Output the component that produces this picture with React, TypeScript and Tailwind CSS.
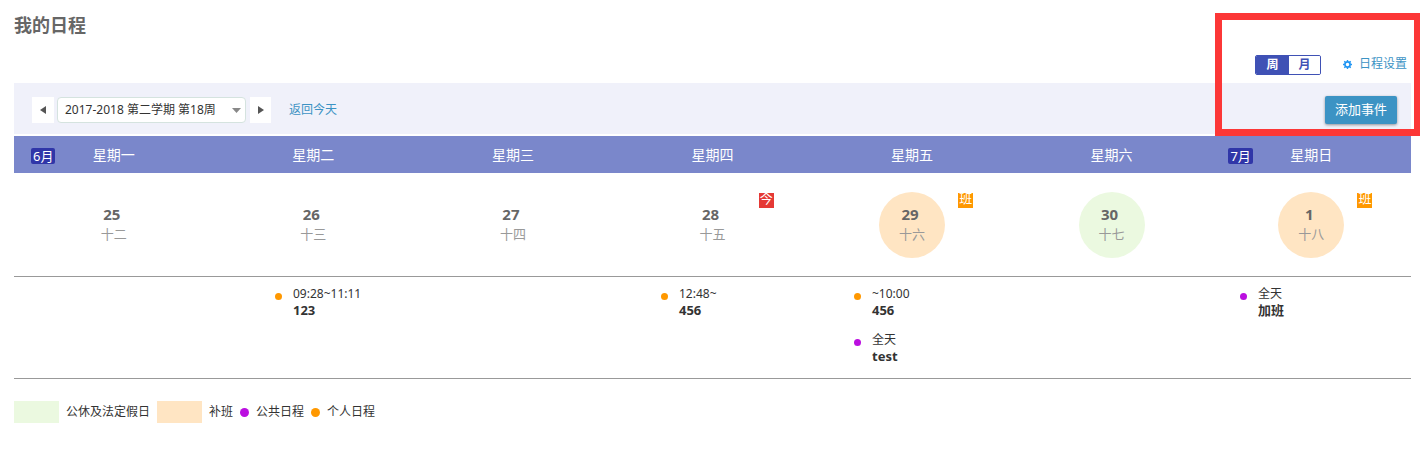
import React, { useState } from 'react';

interface Day {
  weekday: string;
  date: number;
  lunar: string;
  month?: string;
  kind?: 'holiday' | 'workday';
  mark?: string;
  events: { time: string; title: string; type: 'public' | 'personal' }[];
}

const DAYS: Day[] = [
  { weekday: '星期一', date: 25, lunar: '十二', month: '6月', events: [] },
  { weekday: '星期二', date: 26, lunar: '十三', events: [{ time: '09:28~11:11', title: '123', type: 'personal' }] },
  { weekday: '星期三', date: 27, lunar: '十四', events: [] },
  { weekday: '星期四', date: 28, lunar: '十五', mark: '今', events: [{ time: '12:48~', title: '456', type: 'personal' }] },
  {
    weekday: '星期五',
    date: 29,
    lunar: '十六',
    kind: 'workday',
    mark: '班',
    events: [
      { time: '~10:00', title: '456', type: 'personal' },
      { time: '全天', title: 'test', type: 'public' },
    ],
  },
  { weekday: '星期六', date: 30, lunar: '十七', kind: 'holiday', events: [] },
  {
    weekday: '星期日',
    date: 1,
    lunar: '十八',
    month: '7月',
    kind: 'workday',
    mark: '班',
    events: [{ time: '全天', title: '加班', type: 'public' }],
  },
];

const KIND_BG = {
  holiday: 'bg-[#ebf9e0]',
  workday: 'bg-[#ffe5c3]',
};

const DOT_BG = {
  public: 'bg-[#bb0fe0]',
  personal: 'bg-[#ff9800]',
};

const WEEKS = ['2017-2018 第二学期 第18周', '2017-2018 第二学期 第19周'];

const GearIcon: React.FC = () => (
  <svg width="9" height="9" viewBox="0 0 9 9" fill="none" stroke="#2196f3">
    <circle cx="4.5" cy="4.5" r="2.6" strokeWidth="1.7" />
    <path
      d="M4.5 0v1.6M4.5 7.4V9M0 4.5h1.6M7.4 4.5H9M1.3 1.3l1.2 1.2M6.5 6.5l1.2 1.2M1.3 7.7l1.2-1.2M6.5 2.5l1.2-1.2"
      strokeWidth="1.4"
    />
  </svg>
);

const Toolbar: React.FC = () => (
  <div className="mt-2 flex h-[51px] items-center bg-[#f0f1fa] pl-[18px] pr-[14px] pt-0.5">
    <button aria-label="上一周" className="flex h-[26px] w-[22px] items-center justify-center bg-white text-[#555]">
      <svg width="6" height="8" viewBox="0 0 6 8" fill="currentColor">
        <path d="M6 0v8L0 4z" />
      </svg>
    </button>
    <div className="relative ml-[3px] mr-1">
      <select
        aria-label="选择周次"
        className="block h-[26px] w-[189px] appearance-none rounded-sm border border-[#d5e3df] bg-white pl-[7px] text-xs text-[#333]"
      >
        {WEEKS.map(week => (
          <option key={week}>{week}</option>
        ))}
      </select>
      <svg className="pointer-events-none absolute right-[5px] top-[11px] text-[#888]" width="9" height="5" viewBox="0 0 9 5" fill="currentColor">
        <path d="M0 0h9L4.5 5z" />
      </svg>
    </div>
    <button aria-label="下一周" className="flex h-[26px] w-[21px] items-center justify-center bg-white text-[#555]">
      <svg width="6" height="8" viewBox="0 0 6 8" fill="currentColor">
        <path d="M0 0v8l6-4z" />
      </svg>
    </button>
    <a href="#today" className="ml-[18px] text-xs text-[#3c93c4]">返回今天</a>
    <button className="ml-auto h-7 rounded-xs bg-[#3c93c4] px-[10px] text-[13px] text-white shadow-[0_1px_3px_rgba(0,0,0,0.4)]">
      添加事件
    </button>
  </div>
);

const WeekTable: React.FC = () => (
  <table className="mt-0.5 w-full table-fixed border-collapse">
    <thead>
      <tr className="h-[37px] bg-[#7a87cb] text-sm text-white">
        {DAYS.map(day => (
          <th key={day.weekday} scope="col" className="relative p-0 text-center font-normal">
            {day.month && (
              <span className="absolute left-[17px] top-3 rounded-xs bg-[#3036a8] px-0.5 text-[13px] leading-4">{day.month}</span>
            )}
            {day.weekday}
          </th>
        ))}
      </tr>
    </thead>
    <tbody>
      <tr className="border-b border-[#999]">
        {DAYS.map(day => (
          <td key={day.weekday} className="relative px-0 pb-[18px] pt-[19px]">
            <div
              className={`mx-auto flex size-[66px] flex-col items-center justify-center rounded-full pb-0.5 ${day.kind ? KIND_BG[day.kind] : ''}`}
            >
              <span className="pr-1 text-[15px] font-bold leading-5 text-[#666]">{day.date}</span>
              <span className="text-[13px] leading-5 text-[#999]">{day.lunar}</span>
            </div>
            {day.mark && (
              <span
                className={`absolute left-[146px] top-5 h-[15px] px-px text-[13px] leading-[11px] text-white ${day.mark === '今' ? 'bg-[#e53935]' : 'bg-[#ff9800]'}`}
              >
                {day.mark}
              </span>
            )}
          </td>
        ))}
      </tr>
    </tbody>
  </table>
);

const EventList: React.FC = () => (
  <div className="grid min-h-[102px] grid-cols-7 border-b border-[#999] pb-[14px] pl-[46px] pt-[9px]">
    {DAYS.map(day => (
      <ul key={day.weekday} className="flex flex-col gap-[14px] pl-[22px]">
        {day.events.map(event => (
          <li key={event.time} className="flex gap-[11px]">
            <span className={`mt-[7px] size-[7px] shrink-0 rounded-full ${DOT_BG[event.type]}`} />
            <div className="text-[#333]">
              <p className="text-xs leading-4">{event.time}</p>
              <p className="text-[13px] font-bold leading-4">{event.title}</p>
            </div>
          </li>
        ))}
      </ul>
    ))}
  </div>
);

const Legend: React.FC = () => (
  <div className="mt-[22px] flex h-[22px] items-center gap-[7px] text-xs text-[#333]">
    <span className="h-[22px] w-[45px] bg-[#ebf9e0]" />
    <span>公休及法定假日</span>
    <span className="h-[22px] w-[45px] bg-[#ffe5c3]" />
    <span>补班</span>
    <span className="size-[9px] rounded-full bg-[#bb0fe0]" />
    <span>公共日程</span>
    <span className="size-[9px] rounded-full bg-[#ff9800]" />
    <span>个人日程</span>
  </div>
);

const App: React.FC = () => {
  const [view, setView] = useState<'week' | 'month'>('week');

  return (
    <div className="relative bg-white pb-6 pl-[14px] pr-[9px] pt-3 font-['Noto_Sans','Noto_Sans_CJK_SC',sans-serif]">
      <h1 className="text-lg font-bold leading-[26px] text-[#666]">我的日程</h1>

      <div className="mt-[17px] flex h-5 items-center justify-end pr-1">
        <div className="flex h-5 overflow-hidden rounded-xs border border-[#3f51b5] text-xs font-bold">
          <button
            onClick={() => setView('week')}
            className={`w-[33px] ${view === 'week' ? 'bg-[#3f51b5] text-white' : 'bg-white text-[#3f51b5]'}`}
          >
            周
          </button>
          <button
            onClick={() => setView('month')}
            className={`w-[31px] ${view === 'month' ? 'bg-[#3f51b5] text-white' : 'bg-white text-[#3f51b5]'}`}
          >
            月
          </button>
        </div>
        <a href="#settings" className="ml-[22px] flex items-center gap-[7px] pb-0.5 text-xs text-[#3c93c4]">
          <GearIcon />
          日程设置
        </a>
      </div>

      <Toolbar />
      <WeekTable />
      <EventList />
      <Legend />

      {/* Highlight frame around the view switch and the add button */}
      <div className="pointer-events-none absolute right-0 top-[13px] h-[123px] w-[205px] border-[7px] border-r-[6px] border-[#fc3737]" />
    </div>
  );
};

export default App;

____

TASK PROMPT:
Set down all the data again exactly as above, pictures excluded.

RESULT OF THIS TASK:
Output the component that produces this picture with React, TypeScript and Tailwind CSS.
import React, { useState } from 'react';

interface Day {
  weekday: string;
  date: number;
  lunar: string;
  month?: string;
  kind?: 'holiday' | 'workday';
  mark?: string;
  events: { time: string; title: string; type: 'public' | 'personal' }[];
}

const DAYS: Day[] = [
  { weekday: '星期一', date: 25, lunar: '十二', month: '6月', events: [] },
  { weekday: '星期二', date: 26, lunar: '十三', events: [{ time: '09:28~11:11', title: '123', type: 'personal' }] },
  { weekday: '星期三', date: 27, lunar: '十四', events: [] },
  { weekday: '星期四', date: 28, lunar: '十五', mark: '今', events: [{ time: '12:48~', title: '456', type: 'personal' }] },
  {
    weekday: '星期五',
    date: 29,
    lunar: '十六',
    kind: 'workday',
    mark: '班',
    events: [
      { time: '~10:00', title: '456', type: 'personal' },
      { time: '全天', title: 'test', type: 'public' },
    ],
  },
  { weekday: '星期六', date: 30, lunar: '十七', kind: 'holiday', events: [] },
  {
    weekday: '星期日',
    date: 1,
    lunar: '十八',
    month: '7月',
    kind: 'workday',
    mark: '班',
    events: [{ time: '全天', title: '加班', type: 'public' }],
  },
];

const KIND_BG = {
  holiday: 'bg-[#ebf9e0]',
  workday: 'bg-[#ffe5c3]',
};

const DOT_BG = {
  public: 'bg-[#bb0fe0]',
  personal: 'bg-[#ff9800]',
};

const WEEKS = ['2017-2018 第二学期 第18周', '2017-2018 第二学期 第19周'];

const GearIcon: React.FC = () => (
  <svg width="9" height="9" viewBox="0 0 9 9" fill="none" stroke="#2196f3">
    <circle cx="4.5" cy="4.5" r="2.6" strokeWidth="1.7" />
    <path
      d="M4.5 0v1.6M4.5 7.4V9M0 4.5h1.6M7.4 4.5H9M1.3 1.3l1.2 1.2M6.5 6.5l1.2 1.2M1.3 7.7l1.2-1.2M6.5 2.5l1.2-1.2"
      strokeWidth="1.4"
    />
  </svg>
);

const Toolbar: React.FC = () => (
  <div className="mt-2 flex h-[51px] items-center bg-[#f0f1fa] pl-[18px] pr-[14px] pt-0.5">
    <button aria-label="上一周" className="flex h-[26px] w-[22px] items-center justify-center bg-white text-[#555]">
      <svg width="6" height="8" viewBox="0 0 6 8" fill="currentColor">
        <path d="M6 0v8L0 4z" />
      </svg>
    </button>
    <div className="relative ml-[3px] mr-1">
      <select
        aria-label="选择周次"
        className="block h-[26px] w-[189px] appearance-none rounded-sm border border-[#d5e3df] bg-white pl-[7px] text-xs text-[#333]"
      >
        {WEEKS.map(week => (
          <option key={week}>{week}</option>
        ))}
      </select>
      <svg className="pointer-events-none absolute right-[5px] top-[11px] text-[#888]" width="9" height="5" viewBox="0 0 9 5" fill="currentColor">
        <path d="M0 0h9L4.5 5z" />
      </svg>
    </div>
    <button aria-label="下一周" className="flex h-[26px] w-[21px] items-center justify-center bg-white text-[#555]">
      <svg width="6" height="8" viewBox="0 0 6 8" fill="currentColor">
        <path d="M0 0v8l6-4z" />
      </svg>
    </button>
    <a href="#today" className="ml-[18px] text-xs text-[#3c93c4]">返回今天</a>
    <button className="ml-auto h-7 rounded-xs bg-[#3c93c4] px-[10px] text-[13px] text-white shadow-[0_1px_3px_rgba(0,0,0,0.4)]">
      添加事件
    </button>
  </div>
);

const WeekTable: React.FC = () => (
  <table className="mt-0.5 w-full table-fixed border-collapse">
    <thead>
      <tr className="h-[37px] bg-[#7a87cb] text-sm text-white">
        {DAYS.map(day => (
          <th key={day.weekday} scope="col" className="relative p-0 text-center font-normal">
            {day.month && (
              <span className="absolute left-[17px] top-3 rounded-xs bg-[#3036a8] px-0.5 text-[13px] leading-4">{day.month}</span>
            )}
            {day.weekday}
          </th>
        ))}
      </tr>
    </thead>
    <tbody>
      <tr className="border-b border-[#999]">
        {DAYS.map(day => (
          <td key={day.weekday} className="relative px-0 pb-[18px] pt-[19px]">
            <div
              className={`mx-auto flex size-[66px] flex-col items-center justify-center rounded-full pb-0.5 ${day.kind ? KIND_BG[day.kind] : ''}`}
            >
              <span className="pr-1 text-[15px] font-bold leading-5 text-[#666]">{day.date}</span>
              <span className="text-[13px] leading-5 text-[#999]">{day.lunar}</span>
            </div>
            {day.mark && (
              <span
                className={`absolute left-[146px] top-5 h-[15px] px-px text-[13px] leading-[11px] text-white ${day.mark === '今' ? 'bg-[#e53935]' : 'bg-[#ff9800]'}`}
              >
                {day.mark}
              </span>
            )}
          </td>
        ))}
      </tr>
    </tbody>
  </table>
);

const EventList: React.FC = () => (
  <div className="grid min-h-[102px] grid-cols-7 border-b border-[#999] pb-[14px] pl-[46px] pt-[9px]">
    {DAYS.map(day => (
      <ul key={day.weekday} className="flex flex-col gap-[14px] pl-[22px]">
        {day.events.map(event => (
          <li key={event.time} className="flex gap-[11px]">
            <span className={`mt-[7px] size-[7px] shrink-0 rounded-full ${DOT_BG[event.type]}`} />
            <div className="text-[#333]">
              <p className="text-xs leading-4">{event.time}</p>
              <p className="text-[13px] font-bold leading-4">{event.title}</p>
            </div>
          </li>
        ))}
      </ul>
    ))}
  </div>
);

const Legend: React.FC = () => (
  <div className="mt-[22px] flex h-[22px] items-center gap-[7px] text-xs text-[#333]">
    <span className="h-[22px] w-[45px] bg-[#ebf9e0]" />
    <span>公休及法定假日</span>
    <span className="h-[22px] w-[45px] bg-[#ffe5c3]" />
    <span>补班</span>
    <span className="size-[9px] rounded-full bg-[#bb0fe0]" />
    <span>公共日程</span>
    <span className="size-[9px] rounded-full bg-[#ff9800]" />
    <span>个人日程</span>
  </div>
);

const App: React.FC = () => {
  const [view, setView] = useState<'week' | 'month'>('week');

  return (
    <div className="relative bg-white pb-6 pl-[14px] pr-[9px] pt-3 font-['Noto_Sans','Noto_Sans_CJK_SC',sans-serif]">
      <h1 className="text-lg font-bold leading-[26px] text-[#666]">我的日程</h1>

      <div className="mt-[17px] flex h-5 items-center justify-end pr-1">
        <div className="flex h-5 overflow-hidden rounded-xs border border-[#3f51b5] text-xs font-bold">
          <button
            onClick={() => setView('week')}
            className={`w-[33px] ${view === 'week' ? 'bg-[#3f51b5] text-white' : 'bg-white text-[#3f51b5]'}`}
          >
            周
          </button>
          <button
            onClick={() => setView('month')}
            className={`w-[31px] ${view === 'month' ? 'bg-[#3f51b5] text-white' : 'bg-white text-[#3f51b5]'}`}
          >
            月
          </button>
        </div>
        <a href="#settings" className="ml-[22px] flex items-center gap-[7px] pb-0.5 text-xs text-[#3c93c4]">
          <GearIcon />
          日程设置
        </a>
      </div>

      <Toolbar />
      <WeekTable />
      <EventList />
      <Legend />

      {/* Highlight frame around the view switch and the add button */}
      <div className="pointer-events-none absolute right-0 top-[13px] h-[123px] w-[205px] border-[7px] border-r-[6px] border-[#fc3737]" />
    </div>
  );
};

export default App;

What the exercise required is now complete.